In school BHM was the only time I remember hearing about black people, aside from the slavery chapter in social studies. And it certainly wasn't an expansive history. By the time I was ending elementary school I could recite a meaningless mantra: Martin had a dream, Rosa sat down, and Harriet ran some sort of railroad. But Dr. Woodson saw a danger in the continued celebration of BHM. It is said that Woodson hoped the time would come when all Americans would willingly recognize the contributions of African Americans and BHM would no longer be necessary.
Though a noble creation, in my opinion, BHM stands as an obstacle to the continuing struggle for racial equality in America by perpetuating the false notion that Black History is separate from American History and thus suggests that it is less significant, less American. This false notion not only affects the teaching of history, but it shapes the way Americans value each other in society.
Contrary to popular belief, BHM is not a law. I can't go to Congress to have it overturned. But in Washington, D.C., there exists an organization called the Association for the Study of African-American Life and History. This is the organization Carter G. Woodson started in 1915, the self-described “founders of Black History Month.” Who better to end Black History Month than the organization that started it?
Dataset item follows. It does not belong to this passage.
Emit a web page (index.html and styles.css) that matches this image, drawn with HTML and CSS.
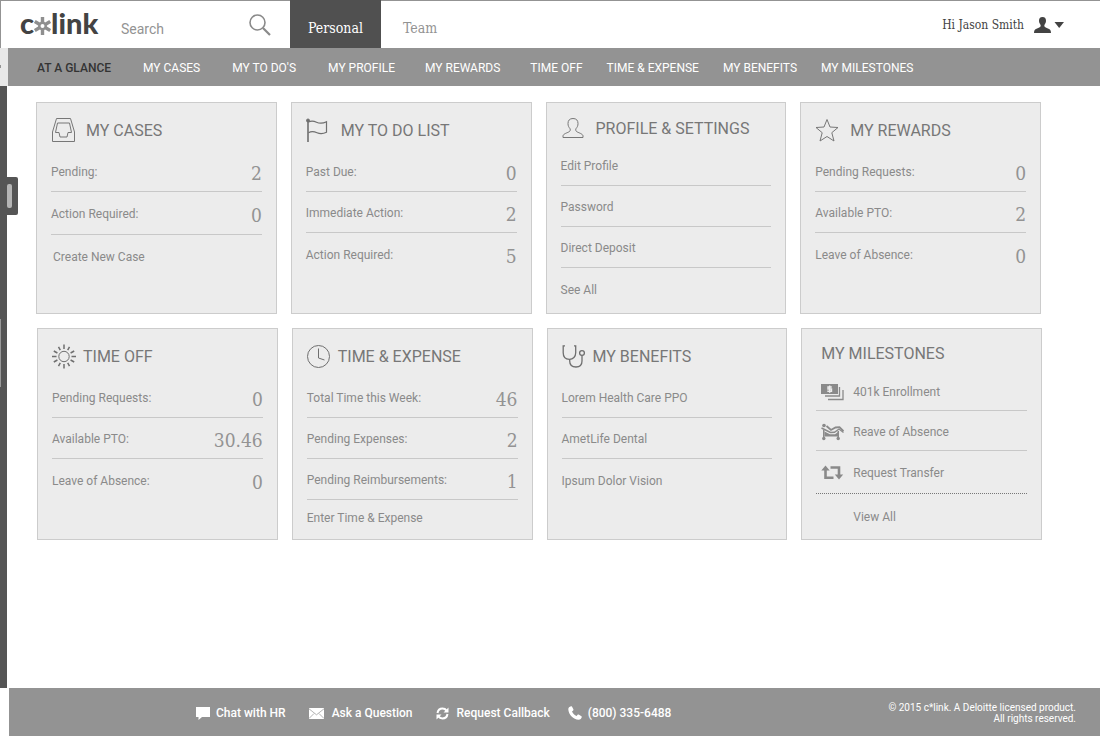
FILE: index.html
```html
<!DOCTYPE html>
<html lang="en">
<head>
    <meta charset="UTF-8">
    <meta name="viewport" content="width=device-width, initial-scale=1.0">
    <title>c*link</title>
    <link rel="stylesheet" href="styles.css">
</head>
<body>
    <header class="topbar">
        <a class="logo" href="#" aria-label="c*link">
            <span>c</span>
            <svg width="17" height="18" viewBox="0 0 17 18" fill="none" stroke="#8f8f8f">
                <path stroke-width="3.400" d="M8.500 0v6M8.500 12v6M.8 4.500l5 3M11.200 10.500l5 3M16.200 4.500l-5 3M5.800 10.500l-5 3"/>
                <circle cx="8.500" cy="9" r="3.200" stroke-width="2.400"/>
            </svg>
            <span>link</span>
        </a>
        <form class="search">
            <input type="text" placeholder="Search" aria-label="Search">
            <button type="button" aria-label="Submit search">
                <svg width="22" height="22" viewBox="0 0 22 22" fill="none" stroke="#8a8a8a">
                    <circle cx="8.500" cy="8.500" r="7.500" stroke-width="1.600"/>
                    <path d="M14 14l7 7" stroke-width="2.200"/>
                </svg>
            </button>
        </form>
        <div class="tabs">
            <a class="tab active" href="#">Personal</a>
            <a class="tab" href="#">Team</a>
        </div>
        <button class="user" type="button">
            <span>Hi Jason Smith</span>
            <svg width="30" height="16" viewBox="0 0 30 16" fill="#434343">
                <path d="M8.500 0C6 0 5 1.600 5 3.800c0 1.200.5 2.600 1.300 3.600.5.700.5 1.800 0 2.400-.6.800-2.300 1.300-3.800 2C1 12.500 0 13.300 0 16h17c0-2.700-1-3.500-2.500-4.200-1.500-.7-3.200-1.200-3.800-2-.5-.6-.5-1.700 0-2.400.8-1 1.300-2.400 1.300-3.600C12 1.600 11 0 8.500 0z"/>
                <path d="M20.500 5h9.500l-4.800 6z"/>
            </svg>
        </button>
    </header>

    <nav class="menu">
        <ul>
            <li><a class="current" href="#">AT A GLANCE</a></li>
            <li><a href="#">MY CASES</a></li>
            <li><a href="#">MY TO DO'S</a></li>
            <li><a href="#">MY PROFILE</a></li>
            <li><a href="#">MY REWARDS</a></li>
            <li><a href="#">TIME OFF</a></li>
            <li><a href="#">TIME &amp; EXPENSE</a></li>
            <li><a href="#">MY BENEFITS</a></li>
            <li><a href="#">MY MILESTONES</a></li>
        </ul>
    </nav>

    <div class="page">
        <aside class="drawer">
            <button class="handle" type="button" aria-label="Open drawer"></button>
            <div class="thumb"></div>
        </aside>

        <main>
            <div class="cards">
                <section class="card">
                    <h2>
                        <svg width="25" height="25" viewBox="0 0 25 25" fill="none" stroke="#777">
                            <path d="M1.500 14L5.500.5h14L23.500 14v9.500h-22z"/>
                            <path d="M6.500 5h12l2 9.500h-3.500l-1 4.500H9l-1-4.500H4.500z"/>
                        </svg>
                        MY CASES
                    </h2>
                    <ul>
                        <li><span>Pending:</span><b>2</b></li>
                        <li class="tall"><span>Action Required:</span><b>0</b></li>
                        <li><a class="create" href="#">Create New Case</a></li>
                    </ul>
                </section>

                <section class="card">
                    <h2>
                        <svg width="25" height="25" viewBox="0 0 25 25" fill="none" stroke="#6f6f6f">
                            <circle cx="2" cy="2.500" r="1.500" fill="#6f6f6f"/>
                            <path d="M2 3v21" stroke-width="1.600"/>
                            <path stroke-width="1.200" d="M2.500 4c3-1.500 5-1.200 8 .2s6 1.500 10-.5v10.500c-4 2-6.500 1.800-9.500.5s-5.500-1.700-8.500 0"/>
                        </svg>
                        MY TO DO LIST
                    </h2>
                    <ul>
                        <li><span>Past Due:</span><b>0</b></li>
                        <li><span>Immediate Action:</span><b>2</b></li>
                        <li><span>Action Required:</span><b>5</b></li>
                    </ul>
                </section>

                <section class="card short">
                    <h2>
                        <svg width="25" height="25" viewBox="0 0 25 25" fill="none" stroke="#777">
                            <path d="M12 2.500c-3.500 0-5 2-5 5 0 2.500.9 3.800 1.800 4.800.7.800.6 2.500-.3 3.200-1.500 1.200-6.500 2.200-6.500 4.500v1.500h20V20c0-2.300-5-3.300-6.500-4.500-.9-.7-1-2.400-.3-3.200.9-1 1.800-2.300 1.800-4.800 0-3-1.500-5-5-5z"/>
                        </svg>
                        PROFILE &amp; SETTINGS
                    </h2>
                    <ul>
                        <li><a href="#">Edit Profile</a></li>
                        <li><a href="#">Password</a></li>
                        <li><a href="#">Direct Deposit</a></li>
                        <li><a href="#">See All</a></li>
                    </ul>
                </section>

                <section class="card">
                    <h2>
                        <svg width="25" height="25" viewBox="0 0 25 25" fill="none" stroke="#777">
                            <path d="M12 1.500l3 7.500 8 .5-6.200 5.200 2.200 8.300-7-4.500-7 4.500 2.200-8.300L1 9.500l8-.5z"/>
                        </svg>
                        MY REWARDS
                    </h2>
                    <ul>
                        <li><span>Pending Requests:</span><b>0</b></li>
                        <li><span>Available PTO:</span><b>2</b></li>
                        <li><span>Leave of Absence:</span><b>0</b></li>
                    </ul>
                </section>
            </div>

            <div class="cards lower">
                <section class="card">
                    <h2>
                        <svg width="25" height="25" viewBox="0 0 25 25" fill="none" stroke="#6f6f6f">
                            <circle cx="12" cy="12.500" r="5.200"/>
                            <path stroke-width="1.500" d="M12 .5v4.500M12 20v4.500M0 12.500h4.500M19.500 12.500h4.500M6.500 2.800l1.800 3.300M15.700 18.900l1.800 3.300M17.500 2.800l-1.800 3.300M8.300 18.900l-1.800 3.300M1.800 7l3.600 2M18.600 16l3.600 2M22.200 7l-3.600 2M5.400 16l-3.600 2"/>
                        </svg>
                        TIME OFF
                    </h2>
                    <ul>
                        <li><span>Pending Requests:</span><b>0</b></li>
                        <li><span>Available PTO:</span><b>30.46</b></li>
                        <li><span>Leave of Absence:</span><b>0</b></li>
                    </ul>
                </section>

                <section class="card">
                    <h2>
                        <svg width="25" height="25" viewBox="0 0 25 25" fill="none" stroke="#6f6f6f">
                            <circle cx="11.500" cy="12.500" r="11"/>
                            <path d="M11.500 4.500v9.500l6 2"/>
                        </svg>
                        TIME &amp; EXPENSE
                    </h2>
                    <ul>
                        <li><span>Total Time this Week:</span><b>46</b></li>
                        <li><span>Pending Expenses:</span><b>2</b></li>
                        <li><span>Pending Reimbursements:</span><b>1</b></li>
                        <li class="last"><a href="#">Enter Time &amp; Expense</a></li>
                    </ul>
                </section>

                <section class="card">
                    <h2>
                        <svg width="25" height="25" viewBox="0 0 25 25" fill="none" stroke="#6f6f6f" stroke-width="1.300">
                            <path d="M3 1.800H1.200v7c0 4 2.500 6.500 6.200 6.500s6.300-2.500 6.300-6.500v-7H12"/>
                            <path d="M7.700 15.300v1.700c0 4 2.300 6 6.300 6s6-2 6-6v-5.500"/>
                            <circle cx="20" cy="9" r="2.400"/>
                        </svg>
                        MY BENEFITS
                    </h2>
                    <ul>
                        <li><a href="#">Lorem Health Care PPO</a></li>
                        <li><a href="#">AmetLife Dental</a></li>
                        <li><a href="#">Ipsum Dolor Vision</a></li>
                    </ul>
                </section>

                <section class="card short milestones">
                    <h2>MY MILESTONES</h2>
                    <ul>
                        <li>
                            <svg width="24" height="18" viewBox="0 0 24 18" fill="#8a8a8a">
                                <path d="M0 1h17v10H0z"/>
                                <path d="M18.500 4v9H4M22 7v9.500H7" fill="none" stroke="#8a8a8a" stroke-width="1.300"/>
                                <path d="M10.800 4H7v2h3.500v2.200H6.300M8.700 2.500v7.200" fill="none" stroke="#ececec" stroke-width="1.400"/>
                            </svg>
                            <a href="#">401k Enrollment</a>
                        </li>
                        <li>
                            <svg width="24" height="18" viewBox="0 0 24 18" fill="#8a8a8a">
                                <circle cx="3" cy="2.500" r="1.800"/>
                                <path d="M.5 5l9 4.500 4-.3L18 6l4.500 3.500" fill="none" stroke="#8a8a8a" stroke-width="1.400"/>
                                <path d="M5.500 3l4.500 4 4.500-2.500 4-.3 4 4" fill="none" stroke="#8a8a8a" stroke-width="1.800"/>
                                <path d="M3.500 8.500l5.500 2.700h5l3.500-2.400v4.700h-14z"/>
                                <path d="M2 7h1.500v8H2zM16.500 8H18v7h-1.500z"/>
                                <circle cx="2.800" cy="15.500" r="1.700"/>
                                <circle cx="17.200" cy="15.500" r="1.700"/>
                            </svg>
                            <a href="#">Reave of Absence</a>
                        </li>
                        <li class="tall dotted">
                            <svg width="24" height="18" viewBox="0 0 24 18">
                                <path d="M4.500 4v9.800h8M9.500 3.500h8.500V12" fill="none" stroke="#8a8a8a" stroke-width="2.600"/>
                                <path d="M.3 6.500L4.500 1.500l4.200 5zM13.800 10.500h8.400L18 15.500z" fill="#8a8a8a"/>
                            </svg>
                            <a href="#">Request Transfer</a>
                        </li>
                        <li class="tall"><a class="view-all" href="#">View All</a></li>
                    </ul>
                </section>
            </div>
        </main>
    </div>

    <footer class="footer">
        <div class="contact">
            <a href="#">
                <svg width="14" height="13" viewBox="0 0 14 13" fill="#fff"><path d="M0 0h14v10H6l-3.500 3v-3H0z"/></svg>
                Chat with HR
            </a>
            <a class="wide" href="#">
                <svg width="15" height="11" viewBox="0 0 15 11" fill="#fff">
                    <path d="M0 0h15v11H0z"/>
                    <path d="M0 .8l7.500 6 7.500-6M0 10.500l5-5M15 10.500l-5-5" fill="none" stroke="#939393" stroke-width=".7"/>
                </svg>
                Ask a Question
            </a>
            <a class="wide" href="#">
                <svg width="13" height="13" viewBox="0 0 13 13" fill="none" stroke="#fff" stroke-width="2">
                    <path d="M1.500 6C2 3 4 1.600 6.500 1.600c1.800 0 3.200.8 4 2M11.500 7c-.5 3-2.500 4.400-5 4.400-1.800 0-3.200-.8-4-2"/>
                    <path d="M12.500.5v5h-5zM.5 12.500v-5h5z" fill="#fff" stroke="none"/>
                </svg>
                Request Callback
            </a>
            <a href="#">
                <svg width="14" height="14" viewBox="0 0 14 14" fill="#fff"><path d="M3 .2C1.500.5.200 1.800.3 3.500.6 8.500 5.500 13.500 10.500 13.800c1.700.1 3-1.200 3.300-2.700 0-.4-.1-.7-.4-.9l-2.700-1.600c-.4-.2-.8-.1-1.100.2l-1 1.200C6.500 9 5 7.500 4 5.400l1.200-1c.3-.3.4-.7.2-1.100L3.900.6C3.700.3 3.400.1 3 .2z"/></svg>
                (800) 335-6488
            </a>
        </div>
        <p class="copyright">© 2015 c*link. A Deloitte licensed product.<br>All rights reserved.</p>
    </footer>
</body>
</html>
```
FILE: styles.css
```css
* {
    box-sizing: border-box;
}

body {
    margin: 0;
    min-height: 100vh;
    display: flex;
    flex-direction: column;
    background-color: #fff;
    color: #8a8a8a;
    font-family: Roboto, sans-serif;
    font-size: 12px;
}

a {
    color: inherit;
    text-decoration: none;
}

ul {
    list-style: none;
    margin: 0;
    padding: 0;
}

button {
    padding: 0;
    border: none;
    background: none;
    cursor: pointer;
}

svg {
    display: block;
    flex: none;
}

/* Top bar */
.topbar {
    display: flex;
    height: 48px;
    border-top: 1px solid #939393;
    border-left: 1px solid #939393;
}

.logo {
    display: flex;
    align-items: center;
    width: 120px;
    padding: 0 0 4px 19px;
    color: #434343;
    font-family: Lato, sans-serif;
    font-size: 29px;
    font-weight: 900;
}

.logo svg {
    margin-top: 6px;
}

.search {
    display: flex;
    width: 169px;
    padding-right: 19px;
    align-items: center;
}

.search input {
    flex: 1;
    min-width: 0;
    padding: 8px 0 0;
    border: none;
    outline: none;
    background: none;
    color: #8a8a8a;
    font-family: inherit;
    font-size: 14px;
}

.search input::placeholder {
    color: #939393;
}

.tabs {
    display: flex;
    font-family: "Roboto Slab", "DejaVu Serif Condensed", "DejaVu Serif", serif;
    font-size: 14px;
}

.tab {
    display: flex;
    align-items: center;
    margin-top: -1px;
    padding: 8px 18px 0;
    color: #939393;
}

.tab + .tab {
    padding-left: 22px;
}

.tab.active {
    background-color: #505050;
    color: #fff;
}

.user {
    display: flex;
    align-items: center;
    gap: 10px;
    margin-left: auto;
    padding-right: 36px;
    color: #434343;
    font-family: "Roboto Slab", "DejaVu Serif Condensed", "DejaVu Serif", serif;
    font-size: 12px;
}

/* Main menu */
.menu {
    position: relative;
    height: 38px;
    border-left: 8px solid #e8e8e8;
    background-color: #939393;
    color: #fff;
}

.menu::before {
    content: "";
    position: absolute;
    top: 17px;
    left: -8px;
    width: 1px;
    height: 3px;
    background-color: #939393;
}

.menu ul {
    display: flex;
    align-items: center;
    height: 100%;
    padding: 2px 0 0 29px;
}

.menu li {
    white-space: nowrap;
}

.menu li + li {
    margin-left: 32px;
}

.menu li:nth-child(n+5) {
    margin-left: 30px;
}

.menu li:nth-child(n+7) {
    margin-left: 24px;
}

.menu .current {
    color: #333;
    font-weight: 500;
}

/* Page */
.page {
    flex: 1;
    display: flex;
}

.drawer {
    position: relative;
    width: 7px;
    background-color: #555;
}

.handle {
    position: absolute;
    top: 91px;
    left: 7px;
    width: 11px;
    height: 38px;
    background-color: #555;
    border-radius: 0 2px 2px 0;
}

.handle::before {
    content: "";
    position: absolute;
    top: 7px;
    left: 0;
    width: 5px;
    height: 24px;
    background-color: #b5b5b5;
    border-radius: 2px;
}

.thumb {
    position: absolute;
    top: 233px;
    left: 0;
    width: 1px;
    height: 68px;
    background-color: #999;
}

main {
    flex: 1;
    padding: 16px 59px 0 29px;
}

.cards {
    display: grid;
    grid-template-columns: repeat(4, 1fr);
    gap: 14px;
}

.cards.lower {
    margin: 14px -1px 0 1px;
}

.card {
    min-height: 212px;
    padding: 0 14px;
    background-color: #ececec;
    border: 1px solid #ccc;
}

.card h2 {
    display: flex;
    align-items: center;
    gap: 10px;
    height: 48px;
    margin: 0;
    padding-top: 6px;
    color: #777;
    font-size: 16px;
    font-weight: 400;
    white-space: nowrap;
}

.card.short h2 {
    height: 42px;
    padding-top: 8px;
}

.lower .card h2 {
    gap: 6px;
}

.card li {
    display: flex;
    align-items: center;
    justify-content: space-between;
    height: 41px;
    padding-top: 2px;
    border-bottom: 1px solid #c8c8c8;
}

.card li.tall {
    height: 43px;
}

.card li:last-child {
    border-bottom: none;
}

.card li.last {
    height: 34px;
}

.card b {
    padding-top: 2px;
    color: #939393;
    font-family: "Roboto Slab", "DejaVu Serif Condensed", "DejaVu Serif", serif;
    font-size: 19px;
    font-weight: 400;
}

.create {
    padding-left: 2px;
}

.card.milestones h2 {
    padding: 6px 0 0 5px;
}

.milestones li {
    justify-content: flex-start;
    gap: 8px;
    height: 40px;
    padding-left: 5px;
}

.milestones li.dotted {
    border-bottom: 1px dotted #777;
}

.view-all {
    padding-left: 32px;
}

/* Footer */
.footer {
    display: flex;
    justify-content: space-between;
    align-items: center;
    height: 48px;
    margin-left: 9px;
    padding: 2px 24px 0 187px;
    background-color: #939393;
    color: #fff;
}

.contact {
    display: flex;
    gap: 18px;
    font-weight: 500;
    white-space: nowrap;
}

.contact a {
    display: flex;
    align-items: center;
    gap: 6px;
}

.contact .wide {
    gap: 8px;
    margin-left: 5px;
}

.copyright {
    margin: 0;
    font-size: 10px;
    line-height: 11px;
    text-align: right;
}
```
It is my intention to meet with the organization's president, both at the outset and conclusion of the film, to present my case for the end to Black History Month.
Like any change-agent, I will seek support and gather allies for the abolition of BHM. In the process, I shall investigate places, events, or situations that speak to the film's central questions: What does it mean that Americans celebrate Black History Month and what would it mean if we abolished it? Would black history disappear from the American consciousness altogether if BHM did not exist?
I am confident that I'm not alone in my opinion. I expect to find support but also resistance, and this resistance- the reasons people do not want BHM to go away- forms the drama in this story of ending Black History Month.